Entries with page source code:
┏━━

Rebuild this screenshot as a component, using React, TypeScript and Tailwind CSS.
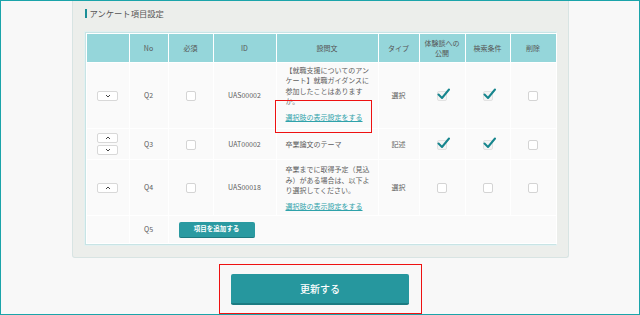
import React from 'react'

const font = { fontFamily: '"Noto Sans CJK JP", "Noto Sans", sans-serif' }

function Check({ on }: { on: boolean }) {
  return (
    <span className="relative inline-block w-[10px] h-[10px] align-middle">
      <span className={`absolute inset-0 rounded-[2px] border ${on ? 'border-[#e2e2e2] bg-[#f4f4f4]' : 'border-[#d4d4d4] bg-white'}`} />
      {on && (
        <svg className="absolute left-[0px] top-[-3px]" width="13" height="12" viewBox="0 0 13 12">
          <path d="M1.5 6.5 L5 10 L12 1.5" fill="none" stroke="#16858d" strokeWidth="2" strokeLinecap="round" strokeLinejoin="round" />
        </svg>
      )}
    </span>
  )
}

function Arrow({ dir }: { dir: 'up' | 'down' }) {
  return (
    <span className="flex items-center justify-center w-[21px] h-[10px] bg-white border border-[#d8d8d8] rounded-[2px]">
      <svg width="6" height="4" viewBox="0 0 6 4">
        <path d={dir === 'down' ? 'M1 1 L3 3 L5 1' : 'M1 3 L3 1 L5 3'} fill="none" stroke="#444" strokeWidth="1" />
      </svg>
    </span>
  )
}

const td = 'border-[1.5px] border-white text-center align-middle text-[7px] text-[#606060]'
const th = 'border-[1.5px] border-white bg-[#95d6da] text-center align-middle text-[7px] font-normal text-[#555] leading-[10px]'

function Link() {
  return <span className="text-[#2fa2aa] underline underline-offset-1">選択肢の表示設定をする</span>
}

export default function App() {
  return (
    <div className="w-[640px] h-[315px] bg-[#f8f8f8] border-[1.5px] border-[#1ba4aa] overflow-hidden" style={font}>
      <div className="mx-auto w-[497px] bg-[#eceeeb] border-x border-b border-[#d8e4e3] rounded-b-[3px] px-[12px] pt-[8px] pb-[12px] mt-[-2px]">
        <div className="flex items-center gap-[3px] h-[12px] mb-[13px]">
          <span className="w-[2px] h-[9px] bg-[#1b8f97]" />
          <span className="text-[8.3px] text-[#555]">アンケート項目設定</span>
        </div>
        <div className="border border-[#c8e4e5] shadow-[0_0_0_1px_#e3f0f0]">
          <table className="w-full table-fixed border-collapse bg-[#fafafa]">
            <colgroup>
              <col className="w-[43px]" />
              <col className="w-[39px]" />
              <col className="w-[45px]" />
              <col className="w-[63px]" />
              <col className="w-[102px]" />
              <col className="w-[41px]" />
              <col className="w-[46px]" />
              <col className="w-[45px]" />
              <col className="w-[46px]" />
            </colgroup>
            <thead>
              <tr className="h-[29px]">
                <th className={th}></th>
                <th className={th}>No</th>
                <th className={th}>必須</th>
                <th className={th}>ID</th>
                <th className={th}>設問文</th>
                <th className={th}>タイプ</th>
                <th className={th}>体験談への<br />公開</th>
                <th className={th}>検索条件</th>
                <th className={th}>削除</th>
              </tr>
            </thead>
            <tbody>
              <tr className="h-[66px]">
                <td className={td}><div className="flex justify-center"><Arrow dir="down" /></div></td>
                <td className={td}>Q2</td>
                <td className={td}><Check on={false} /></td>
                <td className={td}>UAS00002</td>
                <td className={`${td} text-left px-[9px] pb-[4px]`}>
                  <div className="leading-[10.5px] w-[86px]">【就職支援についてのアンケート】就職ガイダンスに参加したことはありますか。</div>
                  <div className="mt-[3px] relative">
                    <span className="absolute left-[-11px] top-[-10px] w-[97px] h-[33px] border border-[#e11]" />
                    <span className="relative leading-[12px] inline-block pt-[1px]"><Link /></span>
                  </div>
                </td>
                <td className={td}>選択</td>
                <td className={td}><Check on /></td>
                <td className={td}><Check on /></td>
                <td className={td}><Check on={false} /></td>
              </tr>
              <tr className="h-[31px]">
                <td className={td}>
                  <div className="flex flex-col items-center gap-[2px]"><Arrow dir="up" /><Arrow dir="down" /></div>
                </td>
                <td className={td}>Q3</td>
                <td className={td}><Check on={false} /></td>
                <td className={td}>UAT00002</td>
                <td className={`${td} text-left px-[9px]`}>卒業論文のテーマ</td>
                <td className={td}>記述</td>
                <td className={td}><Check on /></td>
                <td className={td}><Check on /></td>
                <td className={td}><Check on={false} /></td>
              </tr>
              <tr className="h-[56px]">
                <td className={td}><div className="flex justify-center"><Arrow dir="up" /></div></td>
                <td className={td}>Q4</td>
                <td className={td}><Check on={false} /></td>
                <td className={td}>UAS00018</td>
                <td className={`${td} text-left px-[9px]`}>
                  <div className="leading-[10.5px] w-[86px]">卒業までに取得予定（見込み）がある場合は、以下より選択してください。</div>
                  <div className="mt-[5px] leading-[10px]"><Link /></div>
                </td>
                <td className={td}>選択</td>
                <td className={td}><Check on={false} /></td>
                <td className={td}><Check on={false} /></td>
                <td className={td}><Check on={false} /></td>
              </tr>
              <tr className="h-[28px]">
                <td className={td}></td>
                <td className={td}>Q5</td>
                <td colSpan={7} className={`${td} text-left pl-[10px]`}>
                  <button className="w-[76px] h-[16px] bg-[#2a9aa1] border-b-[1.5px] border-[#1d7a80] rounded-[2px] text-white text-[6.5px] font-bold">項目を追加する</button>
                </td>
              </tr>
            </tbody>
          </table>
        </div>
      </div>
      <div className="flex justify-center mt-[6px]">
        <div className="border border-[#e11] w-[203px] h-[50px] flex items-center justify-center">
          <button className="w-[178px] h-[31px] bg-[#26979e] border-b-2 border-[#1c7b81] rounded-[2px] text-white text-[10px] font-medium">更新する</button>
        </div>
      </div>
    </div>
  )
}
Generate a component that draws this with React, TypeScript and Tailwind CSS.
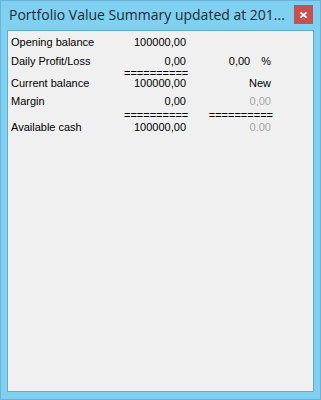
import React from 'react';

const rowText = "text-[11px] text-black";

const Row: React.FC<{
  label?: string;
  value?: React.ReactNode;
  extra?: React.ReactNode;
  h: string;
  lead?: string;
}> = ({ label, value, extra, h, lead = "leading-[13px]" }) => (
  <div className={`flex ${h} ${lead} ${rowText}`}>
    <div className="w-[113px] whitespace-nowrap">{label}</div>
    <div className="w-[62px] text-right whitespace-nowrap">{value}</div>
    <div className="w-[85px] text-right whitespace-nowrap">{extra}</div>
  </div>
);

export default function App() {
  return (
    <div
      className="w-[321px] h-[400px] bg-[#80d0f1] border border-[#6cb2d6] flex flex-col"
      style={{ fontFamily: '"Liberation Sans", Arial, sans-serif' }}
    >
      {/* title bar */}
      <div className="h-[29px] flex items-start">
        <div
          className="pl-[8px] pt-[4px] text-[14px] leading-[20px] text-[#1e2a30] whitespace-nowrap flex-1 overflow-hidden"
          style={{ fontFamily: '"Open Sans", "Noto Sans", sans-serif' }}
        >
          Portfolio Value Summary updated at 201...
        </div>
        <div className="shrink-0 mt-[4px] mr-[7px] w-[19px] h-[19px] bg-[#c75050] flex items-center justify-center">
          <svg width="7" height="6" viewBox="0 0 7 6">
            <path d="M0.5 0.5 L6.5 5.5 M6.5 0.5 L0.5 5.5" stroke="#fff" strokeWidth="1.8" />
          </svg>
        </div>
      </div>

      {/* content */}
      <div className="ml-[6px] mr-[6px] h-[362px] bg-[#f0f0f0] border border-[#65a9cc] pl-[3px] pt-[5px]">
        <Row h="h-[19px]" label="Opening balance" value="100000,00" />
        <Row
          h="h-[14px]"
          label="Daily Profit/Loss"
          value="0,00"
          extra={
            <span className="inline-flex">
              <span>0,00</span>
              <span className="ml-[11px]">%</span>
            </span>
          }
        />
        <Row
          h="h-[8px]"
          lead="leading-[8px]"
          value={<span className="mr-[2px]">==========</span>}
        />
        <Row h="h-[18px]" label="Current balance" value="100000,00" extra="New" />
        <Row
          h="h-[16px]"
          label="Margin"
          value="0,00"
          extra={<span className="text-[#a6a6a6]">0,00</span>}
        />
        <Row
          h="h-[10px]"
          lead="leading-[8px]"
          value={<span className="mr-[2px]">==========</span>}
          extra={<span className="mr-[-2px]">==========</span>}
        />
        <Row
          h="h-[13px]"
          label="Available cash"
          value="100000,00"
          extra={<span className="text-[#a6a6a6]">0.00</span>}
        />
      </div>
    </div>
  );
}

┗━━

→ **What needs to be done**
Identify the lines that contain the string "TypeScript", and copy every one of them.

→ **Exercise result**
Rebuild this screenshot as a component, using React, TypeScript and Tailwind CSS.
Generate a component that draws this with React, TypeScript and Tailwind CSS.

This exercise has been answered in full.